I have friends with young and teenage children and it seems that the hottest debates centre around common themes – when to give in to the child’s demands and buy them a mobile phone. When to allow them to have a Facebook account. Whether to give them a laptop or not. The arguments for are persuasive – there is a need to keep an eye on the child, to monitor their movements, to ensure they are ‘controlled’. The arguments against are equally convincing – there’s a desire to retain the child’s ‘innocence’ for as long as possible, to keep them away from undesirable influences and to avoid “spoiling” them with the newest and brightest shiny objects.

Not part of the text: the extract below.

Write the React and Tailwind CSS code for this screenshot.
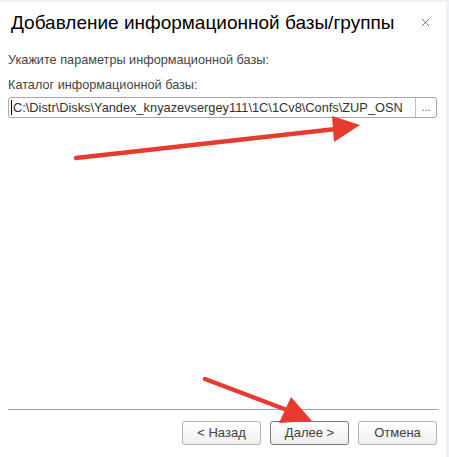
import { X } from "lucide-react";

const Button = ({ children, primary }) => (
  <button
    className={
      primary
        ? "w-[79px] h-[24px] rounded-[3px] border border-[#7a7a7a] bg-gradient-to-b from-white to-[#efefef] text-[13px] text-[#404040]"
        : "w-[79px] h-[24px] rounded-[3px] border border-[#b4b4b4] bg-gradient-to-b from-white to-[#efefef] text-[13px] text-[#404040]"
    }
  >
    {children}
  </button>
);

export default function App() {
  return (
    <div className="relative w-[449px] h-[457px] flex bg-[#eef2f8] font-['Liberation_Sans',Arial,sans-serif]">
      <div className="w-[446px] mt-[2px] bg-white flex flex-col px-[8px]">
        {/* header */}
        <div className="h-[40px] flex items-center justify-between pl-[3px]">
          <h1 className="text-[19px] leading-none text-black">Добавление информационной базы/группы</h1>
          <X className="mr-[6px] text-[#555]" size={13} strokeWidth={1.5} />
        </div>

        <p className="mt-[10px] text-[12.7px] leading-[16px] text-[#444]">Укажите параметры информационной базы:</p>
        <p className="mt-[9px] text-[12.7px] leading-[16px] text-[#444]">Каталог информационной базы:</p>

        <div className="mt-[4px] w-[429px] h-[21px] flex border border-[#a8a8a8] rounded-[3px] overflow-hidden">
          <div className="flex-1 flex items-center pl-[2px] text-[12.8px] text-[#333] whitespace-nowrap overflow-hidden">
            <span className="border-l border-black pl-[1px] leading-[15px]">C:\Distr\Disks\Yandex_knyazevsergey111\1C\1Cv8\Confs\ZUP_OSN</span>
          </div>
          <div className="w-[21px] border-l border-[#c0c0c0] flex items-center justify-center text-[11px] text-[#555]">...</div>
        </div>

        <div className="flex-1" />

        <div className="w-[430px] h-px bg-[#a0a0a0]" />
        <div className="mt-[11px] mb-[12px] flex justify-end gap-[9px] pr-[1px]">
          <Button>&lt; Назад</Button>
          <Button primary>Далее &gt;</Button>
          <Button>Отмена</Button>
        </div>
      </div>
      <div className="flex-1" />

      {/* annotation arrows */}
      <svg className="absolute inset-0 pointer-events-none" width="449" height="457">
        <line x1="76" y1="158" x2="336" y2="129" stroke="#e63b2e" strokeWidth="4.5" strokeLinecap="round" />
        <polygon points="332,116 360,125 334,142" fill="#e63b2e" />
        <line x1="205" y1="379" x2="287" y2="410" stroke="#e63b2e" strokeWidth="4.5" strokeLinecap="round" />
        <polygon points="291,397 312,421 279,423" fill="#e63b2e" />
      </svg>
    </div>
  );
}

What I find most fascinating, moral debate aside, is the anthropological angle. Right now there are still people in the workplace (including me – just) who remember life before the Internet. During my first ever office job in the days before e-mail had arrived on the scene, communication consisted either of phone calls (mainly to landlines as mobiles were only for the elite and very expensive), or in the form of old fashioned memos which would take a day to reach their internal destination, but which ensured that my early formative years were spent having to actually think through what I wanted to say. And if I did write something in haste, I could always go to the post room and pull it out of the outbox tray once I’d thought it through properly. Now I’ll react to something and send back a mail in the blink of an eye, and often regret the content. E-mail is instant and therefore doesn’t encourage a meticulous, thoughtful approach. Everyone is busy, the ‘to do’ lists get longer and longer, and its therefore an easy option to bat ill thought through mails back and forth which can cause a lot of unintentional damage through miscommunication or haste. As the “old generation” is replaced by those who have grown up with the Internet, I wonder how our workplaces will be affected. Sure there have been a lot of positive changes since I started work - the photocopier is largely redundant for one, and there’s no need to spend hours making old fashioned slides for presentations. Making reels for client presentations used to involve a day editing piles of tapes together. Now it can be done with the click of a few buttons – mpegs and links are instantly inserted into PowerPoint presentations. The downside of this is of course that our work is never finished. Whereas once we had to send out the tapes for editing or the slides for converting, today we have no deadline except the meeting itself, which means that invariably we end up rewriting content up until the moment we step into the meeting and sometimes even during the meeting itself. Frankly, it’s exhausting.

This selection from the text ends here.